Zdaniem Turcji Coca-Cola i Nestle wspierają Izrael. Nie podali tylko jak

Zgodnie z oświadczeniem wydanym przez parlament turecki, produkty Coca-Coli i Nestle nie będą już dostępne. Ruch ten podjęto w ramach bojkotu firm, które są postrzegane jako „wspierające Izrael”.

Masowa akcja kupowania i wylewania Coca-Coli owładnęła Turcję. /Źródło: X

„Zdecydowano, że produkty firm wspierających Izrael nie będą sprzedawane w restauracjach, kawiarniach i herbaciarniach na terenie kampusu parlamentu” – czytamy w oświadczeniu zacytowanym przez Reuters.

W poniedziałkowy poranek parlamentarzyści tureccy zauważyli, że w menu nie ma już produktów Coca-Coli i Nestle. Gdy zapytali o powód, dowiedzieli się, że „prezydium parlamentu zdecydowało o usunięciu z menu produktów marek wspierających Izrael” – informują tureckie media.

Turcja popiera Hamas?

Zakaz wprowadzono miesiąc po ataku Hamasu na Izrael 7 października, który spowodował śmierć około 1400 Izraelczyków i pojmanie ponad 200 zakładników w Gazie. Izrael odpowiedział całkowitym oblężeniem Gazy, w tym codziennymi nalotami, które według władz sanitarnych kontrolowanych przez Hamas, spowodowały śmierć ponad 10 000 Palestyńczyków w ciągu miesiąca.

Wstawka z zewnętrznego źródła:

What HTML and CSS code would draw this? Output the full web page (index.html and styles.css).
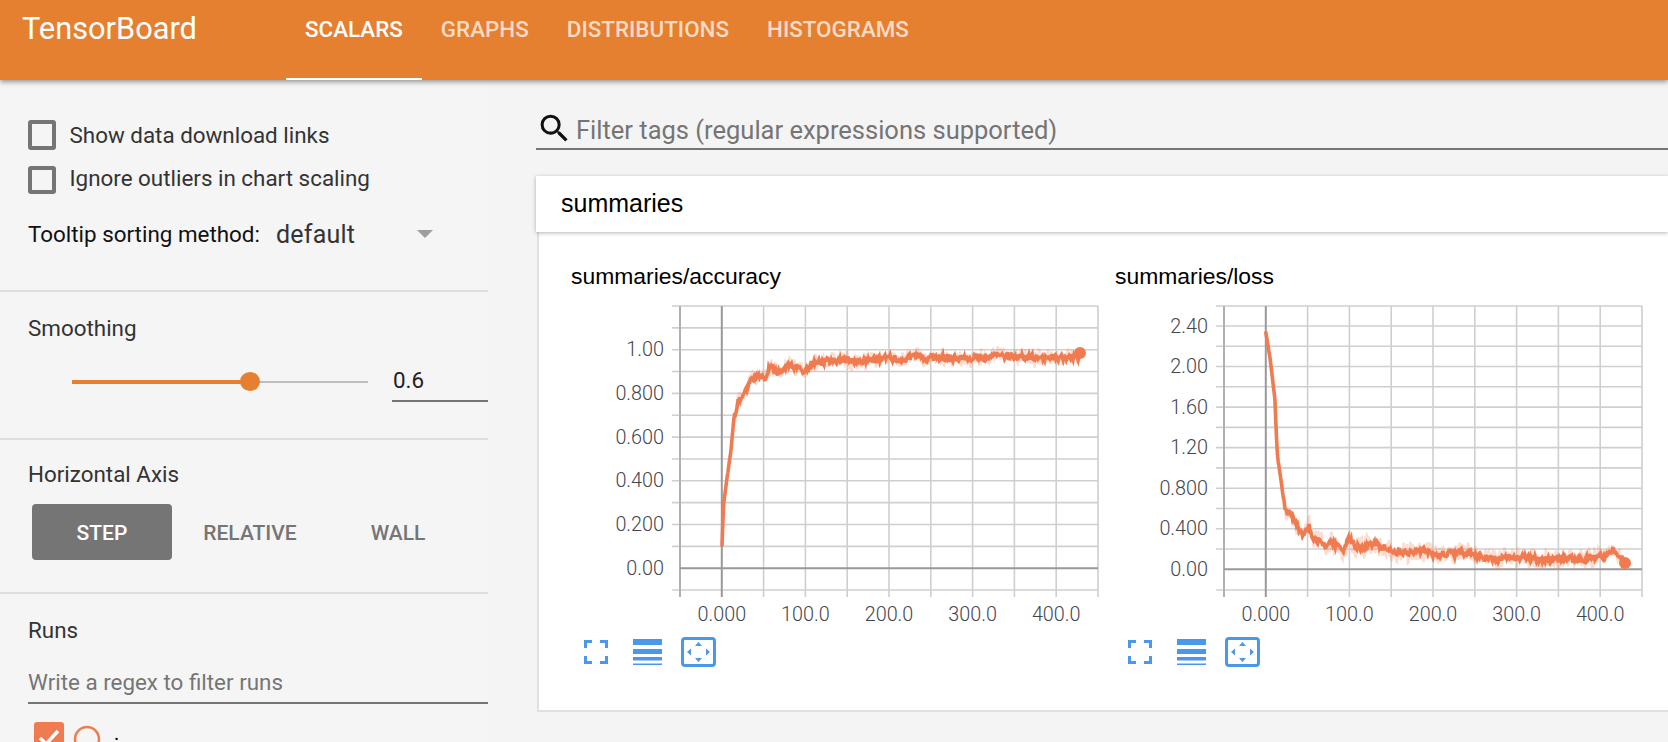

Decyzję o wycofaniu produktów podjął przewodniczący parlamentu, Numan Kurtulmus, choć nie ujawniono nazw firm objętych zakazem. Reuters, powołując się na źródło z parlamentu tureckiego, ujawnił, że chodzi o Coca-Colę i Nestle.

Do akcji przyłączyło się społeczeństwo

Nie tylko politycy bojkotują te produkty. Na platformach mediów społecznościowych pojawiają się filmy, na których widać, jak mieszkańcy Turcji kupują puszki i butelki Coca-Coli, a następnie w ramach protestu wylewają ich zawartość.

Decyzja ta została podjęta w odpowiedzi na rosnące napięcie społeczne. „Biuro przewodniczącego parlamentu zareagowało na oburzenie społeczeństwa i zdecydowało się wycofać te produkty z menu kawiarni i restauracji w parlamencie” – przekazał informator Reutersa.

W związku z trwającymi atakami na Strefę Gazy przez Izrael, Turcy coraz częściej opowiadają się za bojkotem izraelskich produktów. Do kampanii dołączyło wiele instytucji publicznych i przedsiębiorstw państwowych – informuje dziennik „Daily Sabah”. Publiczne instytucje, samorządy i uniwersytety w wielu prowincjach Turcji wydały oświadczenia, w których zapewniają, że nie będą sprzedawać ani serwować w stołówkach produktów importowanych z Izraela.

Brak wyjaśnienia

Oświadczenie parlamentu nie zawiera szczegółów na temat tego, jak Coca-Cola i Nestle miałyby wspierać działania wojenne Izraela.

W ubiegłym miesiącu Nestle poinformowała, że ​​tymczasowo zamknęła jeden ze swoich zakładów produkcyjnych w Izraelu ze względu na ostrożność. Była to pierwsza tego typu reakcja ze strony giganta branży produktów konsumenckich na trwającą wojnę.

Nie tylko bojkot firm

Konflikt w Strefie Gazy wywołał intensyfikację napięć politycznych i społecznych w Turcji. Od 7 października, tureckie władze zdecydowanie zaostrzyły swoją postawę, która objawia się na różne sposoby: od apeli o deeskalację, przez krytykę działań Izraela (i USA jako siły pogłębiającej konflikt), aż po potępienie Izraela za rzekome zbombardowanie szpitala w Gazie. Prezydent Turcji wygłosił mocne oświadczenia, a parlament przyjął niezwykłą deklarację potępiającą Izrael za atak na szpital, popartą przez wszystkie partie polityczne. Turcja ogłosiła trzydniową żałobę narodową i gościła delegację Hamasu w parlamencie.

W całym kraju odbyły się demonstracje na rzecz Palestyny, m.in. przed ambasadą i konsulatami Izraela oraz USA, a także przed amerykańskimi bazami wojskowymi w İncirliku i Malatyi. W wyniku protestów, Izrael z powodów bezpieczeństwa wycofał swoją misję dyplomatyczną z Turcji i wezwał swoich obywateli do opuszczenia kraju – USA zamknęły swój konsulat w Adanie i zaleciły swoim obywatelom ostrożność.